I have a Digital Ocean droplet where I run 4 containers with one small python application each.
From time to time (once in a week or two), all the containers just stop working. It's not caused by the python apps inside of them.
I've made a systemd timer that executes a bash script every 30 min to check if containers are running, and if not, starts them. The timer was working for days, and it never had to restart a container.
But, one day I ssh to my droplet and see that the containers are stopped -- and
systemctl list-timers --all
shows me that the timer disappeared from system timers! It's just not there anymore!
The container-checking script was writing logs, and the logs stop at the same time when the containers were stopped.
Questions:
How do I figure out what stops my containers?

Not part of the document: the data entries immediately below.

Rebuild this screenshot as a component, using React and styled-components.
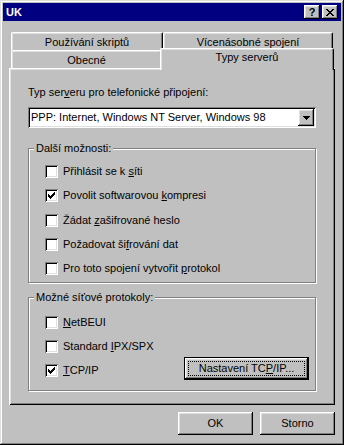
import styled, { createGlobalStyle } from "styled-components"

const GlobalStyle = createGlobalStyle`
  html, body { margin: 0; padding: 0; background: #c0c0c0; }
  body { font-family: "Liberation Sans", Arial, sans-serif; font-size: 11px; color: #000; }
  u { text-underline-offset: 1px; }
`

const raised = `
  box-shadow: inset -1px -1px #000, inset 1px 1px #fff, inset -2px -2px #808080, inset 2px 2px #dfdfdf;
`
const sunken = `
  box-shadow: inset 1px 1px #808080, inset -1px -1px #fff, inset 2px 2px #000, inset -2px -2px #dfdfdf;
`

const Window = styled.div`
  width: 344px;
  height: 445px;
  box-sizing: border-box;
  padding: 3px;
  background: #c0c0c0;
  box-shadow: inset -1px -1px #000, inset 1px 1px #dfdfdf, inset -2px -2px #808080, inset 2px 2px #fff;
  display: flex;
  flex-direction: column;
`

const TitleBar = styled.div`
  height: 18px;
  background: #000080;
  color: #fff;
  font-weight: bold;
  display: flex;
  align-items: center;
  justify-content: space-between;
  padding: 0 3px 0 3px;
`

const TitleButtons = styled.div`
  display: flex;
  gap: 2px;
`

const CapButton = styled.div`
  width: 16px;
  height: 14px;
  box-sizing: border-box;
  background: #c0c0c0;
  ${raised}
  display: flex;
  align-items: center;
  justify-content: center;
  color: #000;
  font-weight: bold;
  font-size: 11px;
  line-height: 14px;
`

const Body = styled.div`
  padding: 11px 6px 0 6px;
  display: flex;
  flex-direction: column;
`

const TabStrip = styled.div`
  display: flex;
  flex-direction: column;
  padding-left: 2px;
`

const TabRow = styled.div`
  display: flex;
  height: 18px;
`

const Tab = styled.div`
  width: ${p => p.$w}px;
  height: ${p => (p.$active ? 22 : 18)}px;
  margin-top: ${p => (p.$active ? -2 : 0)}px;
  margin-left: ${p => (p.$active ? -2 : 0)}px;
  box-sizing: border-box;
  background: #c0c0c0;
  border-top: 1px solid #fff;
  border-left: 1px solid #fff;
  border-right: 1px solid #000;
  border-radius: 2px 2px 0 0;
  box-shadow: inset -1px 0 #808080, inset 1px 1px #dfdfdf;
  position: relative;
  z-index: ${p => (p.$active ? 1 : 0)};
  text-align: center;
  line-height: 16px;
  padding-top: ${p => (p.$active ? 0 : 1)}px;
`

const Panel = styled.div`
  height: 337px;
  box-sizing: border-box;
  box-shadow: inset 1px 1px #fff, inset -1px -1px #000, inset 2px 2px #dfdfdf, inset -2px -2px #808080;
  padding: 18px 19px 0 19px;
  display: flex;
  flex-direction: column;
`

const Label = styled.div`
  line-height: 13px;
`

const Combo = styled.div`
  margin-top: 8px;
  height: 21px;
  box-sizing: border-box;
  background: #fff;
  ${sunken}
  display: flex;
  align-items: center;
  padding: 2px;
`

const ComboText = styled.div`
  flex: 1;
  padding-left: 1px;
  line-height: 13px;
`

const ArrowButton = styled.div`
  width: 16px;
  height: 17px;
  box-sizing: border-box;
  background: #c0c0c0;
  ${raised}
  display: flex;
  align-items: center;
  justify-content: center;
`

const Group = styled.div`
  margin-top: ${p => p.$top}px;
  height: ${p => p.$h}px;
  box-sizing: border-box;
  border: 1px solid #808080;
  box-shadow: inset 1px 1px #fff, 1px 1px #fff;
  padding: 0 6px 0 16px;
  display: flex;
  flex-direction: column;
`

const Legend = styled.div`
  align-self: flex-start;
  margin: -7px 0 0 -11px;
  padding: 0 2px;
  background: #c0c0c0;
  line-height: 13px;
`

const CheckList = styled.div`
  margin-top: ${p => p.$top}px;
  display: flex;
  flex-direction: column;
  gap: ${p => p.$gap}px;
`

const CheckRow = styled.div`
  display: flex;
  align-items: center;
  justify-content: space-between;
  height: 13px;
`

const CheckLabel = styled.label`
  display: flex;
  align-items: center;
  gap: 5px;
  line-height: 13px;
`

const Box = styled.span`
  width: 13px;
  height: 13px;
  box-sizing: border-box;
  background: #fff;
  ${sunken}
  display: flex;
  align-items: center;
  justify-content: center;
`

const Button = styled.div`
  width: ${p => p.$w}px;
  height: 23px;
  box-sizing: border-box;
  background: #c0c0c0;
  ${raised}
  display: flex;
  align-items: center;
  justify-content: center;
  line-height: 13px;
`

const DefaultButton = styled(Button)`
  margin-top: -4px;
  border: 1px solid #000;
  padding: 3px;
`

const Focus = styled.span`
  flex: 1;
  align-self: stretch;
  border: 1px dotted #000;
  display: flex;
  align-items: center;
  justify-content: center;
`

const Footer = styled.div`
  margin-top: 7px;
  display: flex;
  justify-content: flex-end;
  gap: 7px;
`

const CHECK = [
  "......#",
  ".....##",
  "#...###",
  "##.###.",
  "#####..",
  ".###...",
  "..#....",
]

const CheckMark = () => (
  <svg width="7" height="7" viewBox="0 0 7 7" shapeRendering="crispEdges">
    {CHECK.flatMap((row, y) =>
      row.split("").map((c, x) => (c === "#" ? <rect key={`${x}-${y}`} x={x} y={y} width="1" height="1" fill="#000" /> : null))
    )}
  </svg>
)

const Checkbox = ({ checked, children }) => (
  <CheckLabel>
    <Box>{checked && <CheckMark />}</Box>
    <span>{children}</span>
  </CheckLabel>
)

const options = [
  { checked: false, label: <>Přihlásit se k <u>s</u>íti</> },
  { checked: true, label: <>Povolit softwarovou <u>k</u>ompresi</> },
  { checked: false, label: <>Žádat <u>z</u>ašifrované heslo</> },
  { checked: false, label: <>Požadovat ši<u>f</u>rování dat</> },
  { checked: false, label: <>Pro toto spojení vytvořit <u>p</u>rotokol</> },
]

export default function App() {
  return (
    <>
      <GlobalStyle />
      <Window>
        <TitleBar>
          <span>UK</span>
          <TitleButtons>
            <CapButton>?</CapButton>
            <CapButton>
              <svg width="8" height="7" viewBox="0 0 8 7" shapeRendering="crispEdges">
                <path d="M0 0h2v1h-2zM6 0h2v1h-2zM1 1h2v1h-2zM5 1h2v1h-2zM2 2h4v1h-4zM3 3h2v1h-2zM2 4h4v1h-4zM1 5h2v1h-2zM5 5h2v1h-2zM0 6h2v1h-2zM6 6h2v1h-2z" fill="#000" />
              </svg>
            </CapButton>
          </TitleButtons>
        </TitleBar>
        <Body>
          <TabStrip>
            <TabRow>
              <Tab $w={152}>Používání skriptů</Tab>
              <Tab $w={170}>Vícenásobné spojení</Tab>
            </TabRow>
            <TabRow>
              <Tab $w={151}>Obecné</Tab>
              <Tab $w={174} $active>Typy serverů</Tab>
            </TabRow>
          </TabStrip>
          <Panel>
            <Label>Typ ser<u>v</u>eru pro telefonické připojení:</Label>
            <Combo>
              <ComboText>PPP: Internet, Windows NT Server, Windows 98</ComboText>
              <ArrowButton>
                <svg width="7" height="4" viewBox="0 0 7 4" shapeRendering="crispEdges">
                  <path d="M0 0h7v1h-7zM1 1h5v1h-5zM2 2h3v1h-3zM3 3h1v1h-1z" fill="#000" />
                </svg>
              </ArrowButton>
            </Combo>
            <Group $top={20} $h={135}>
              <Legend>Další možnosti:</Legend>
              <CheckList $top={10} $gap={11.25}>
                {options.map((o, i) => (
                  <CheckRow key={i}>
                    <Checkbox checked={o.checked}>{o.label}</Checkbox>
                  </CheckRow>
                ))}
              </CheckList>
            </Group>
            <Group $top={14} $h={94}>
              <Legend>Možné síťové protokoly:</Legend>
              <CheckList $top={12} $gap={11}>
                <CheckRow>
                  <Checkbox><u>N</u>etBEUI</Checkbox>
                </CheckRow>
                <CheckRow>
                  <Checkbox>Standard <u>I</u>PX/SPX</Checkbox>
                </CheckRow>
                <CheckRow>
                  <Checkbox checked><u>T</u>CP/IP</Checkbox>
                  <DefaultButton $w={125}>
                    <Focus>Nastavení TC<u>P</u>/IP...</Focus>
                  </DefaultButton>
                </CheckRow>
              </CheckList>
            </Group>
          </Panel>
          <Footer>
            <Button $w={75}>OK</Button>
            <Button $w={75}>Storno</Button>
          </Footer>
        </Body>
      </Window>
    </>
  )
}
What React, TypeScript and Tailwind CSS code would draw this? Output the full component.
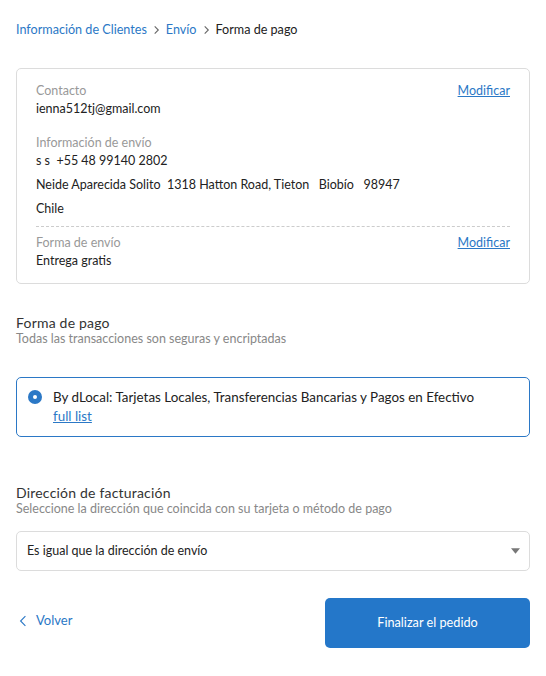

How is it possible that the systems timer just disappeared?
How do I fix this?
I am the only one who can ssh to that droplet, so someone else couldn't mess it up.
CoreOS clusters reboot themselves when new versions of the operating system become available. That means if you're starting a process on a CoreOS machine manually, at some point it might disappear.
The good news is, there is a standard way to run processes on CoreOS that will come back up when the machine does - that is, you can use systemd units. CoreOS describes what units are, and how to use them here: https://coreos.com/docs/launching-containers/launching/getting-started-with-systemd/
Briefly, you can create your own units in three steps:
Putting a file with a special format in /etc/systemd/system - the simplest one is probably something like
[Unit]
Description=MyApp
After=docker.service
Requires=docker.service
[Service]
ExecStart=/usr/bin/docker run mycontainer
[Install]
WantedBy=multi-user.target
Then, you'll want to set up your system so that it will read that file (and run your container) with
$ sudo systemctl enable foo.service
$ sudo systemctl start hello.service
The document in the link has a lot more detail (I'd strongly recommend taking a look at it before going ahead - it's short!)